Пожертвования не всегда бывают конкурсными. Фонды часто предпочитают работать с зарекомендовавшими себя партнерами. Но всегда деньги даются под конкретную написанную программу, которая является частью соглашения. Все договоры с иностранными организациями мы, по закону, обязаны переводить на русский язык и предоставлять в банк. Банки же проверяются целой группой государственных органов, которые запрашивают и изучают документы. Мы ежегодно отчитываемся перед налоговой службой и органами юстиции, в том числе и по источникам финансирования. По закону же мы обязаны обеспечить доступ к отчетам об использовании средств любому желающему. Мы свои отчеты всегда публикуем в Интернете.
– Как вы оцениваете законопроект о комендантском часе, который проходит сегодня третье чтение в Госдуме?

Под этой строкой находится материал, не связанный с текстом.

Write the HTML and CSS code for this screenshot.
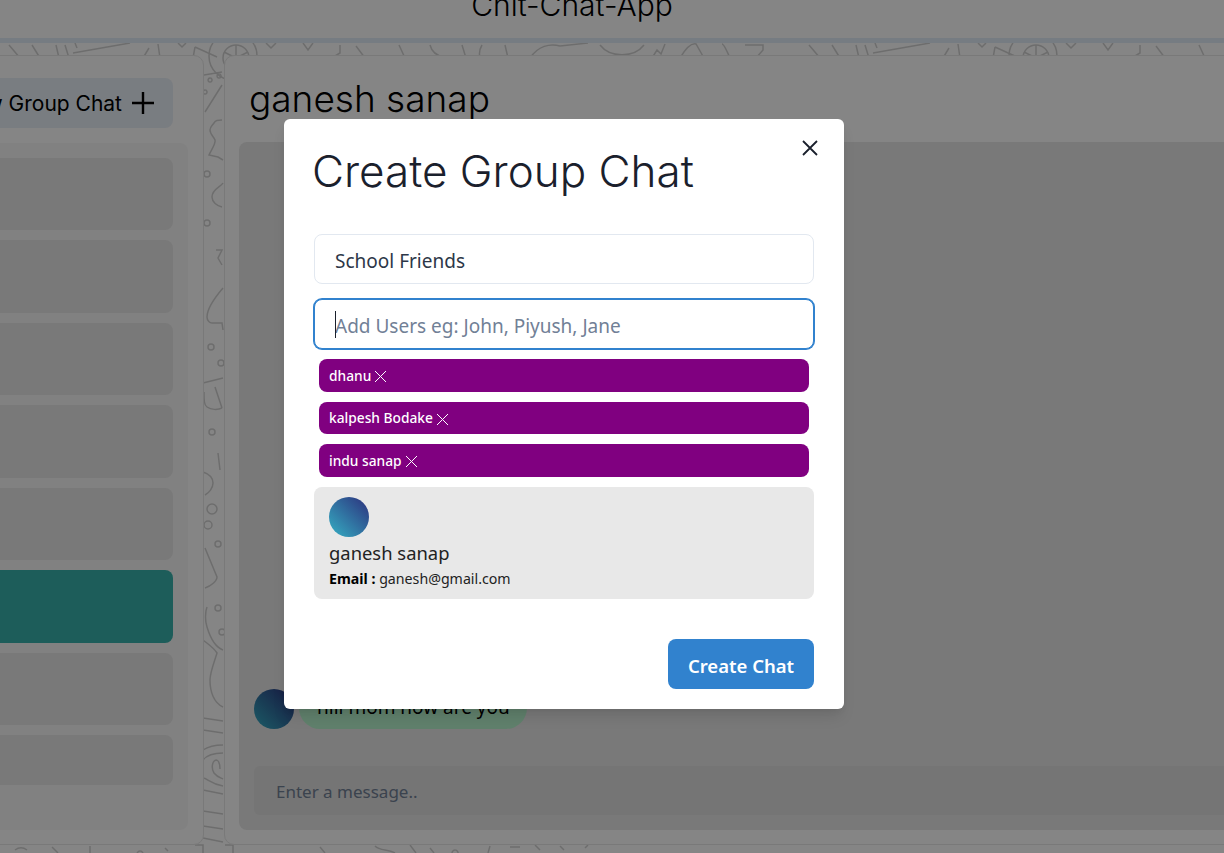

– Сегодня стало известно, что Госдума законопроект завернула. Судя по всему, под давлением общественности. Комендантский час – это очевидный атрибут милитаризованного государства, свидетельство неспособности правоохранительной системы контролировать преступность. Это попытка государства переложить ответственность с себя на родителей, при том что чаще всего у проблемных детей родители как раз и не в состоянии эту ответственность взять.